With J I usually just got sick in the mornings and then was pretty much good to go. I did get sick a lil' in the evenings but not bad. Or else I've blocked it from my memory :) With this baby it is a different story. I'm still sick in the morning but also in the afternoon into late evening. Evening is my worst time. I hate it. Yes I hate being sick but more than that I hate not being there for my family. Evenings are our family time. Since J is in daycare all day evenings are very much cherished in our family. They are the few hours we all have together. Well not lately. Poor D has had to really do a lot more since I'm usually not good for anything in the evenings. D has been just so wonderful. He takes care of dinner, he plays w/ J, he bathes J and everything in b/w. I am so blessed to have him. He hasn't complained not once. He's usually off on Fridays so those days he spends cleaning the house, getting the laundry caught up and taking care of anything else that needs to be done. Seriously I don't know how he does it but I'm so grateful that he does.

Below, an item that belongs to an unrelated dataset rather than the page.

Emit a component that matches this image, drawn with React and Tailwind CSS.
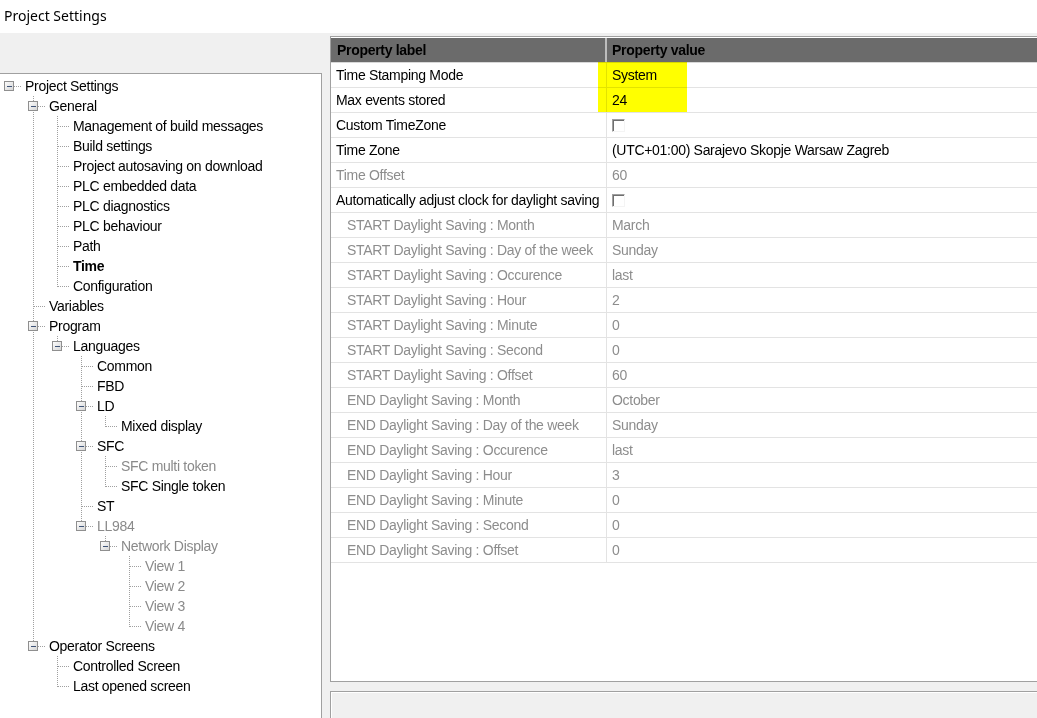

I hate that I'm so useless right now but I'm kind of stuck b/w a rock and a hard place. I want to rest and take care of myself and this baby but on the other hand I'm frustrated cause I'm missing out w/ my other baby. As many of you know when I'm pregnant I try very hard to watch everything I eat and drink. I don't drink caffeine and I follow all the guidelines for food. I try to take as little meds as possible and so on and so forth.My wonderful husband also helps keep me in line. He's agreed to go off caffeine w/ me this pregnancy. We'll see how that goes. But anywho bottom line is I really try hard to watch the things I put in my body. Here in lies my second dilemma. I know there are drugs out there for nausea but again if I can help it I try not to take anything. I never took anything w/ J but its a whole new ballgame w/ this one. Well last week I talked w/ D and told him that I couldn't do this anymore. I told him it wasn't fair to him or J for me to be out of service. So to speak. I hated missing out on things w/ them and I wanted to be a part of what they were doing. I mean I missed J going pee-pee in the potty for the first time. So we talked about it and I said I would call my nurse and see if she would call me in some meds. Well I know someone on the phenegen(sp?) and she said it made her sleepy. Well I didn't want to be on anything sleepy cause that would defeat the whole purpose of what I was trying to accomplish. Being functional for my family. So the nurse put me on zofran. I picked up my prescription Friday and was shocked. $33.00 dollars for a 10-day supply. 2 pills a day. It also stated in the drug pamphlet that this drug is used for cancer patients when their going through their chemo. Yikes. Curiously D asked the pharmacist how much insurance covered on the drug. She said well the price was originally $360.00 dollars so you saved over 300 dollars. Yikes again. Well I said I would only take it in the evenings and if I needed it.
I took it Fri night when D and I had our "date" and felt pretty good. YEAH! I'm still skeptical of it and am not going to take it if I can get away with it but I am very thankful that I do have something now to help me feel better and get in some quality time w/ my family.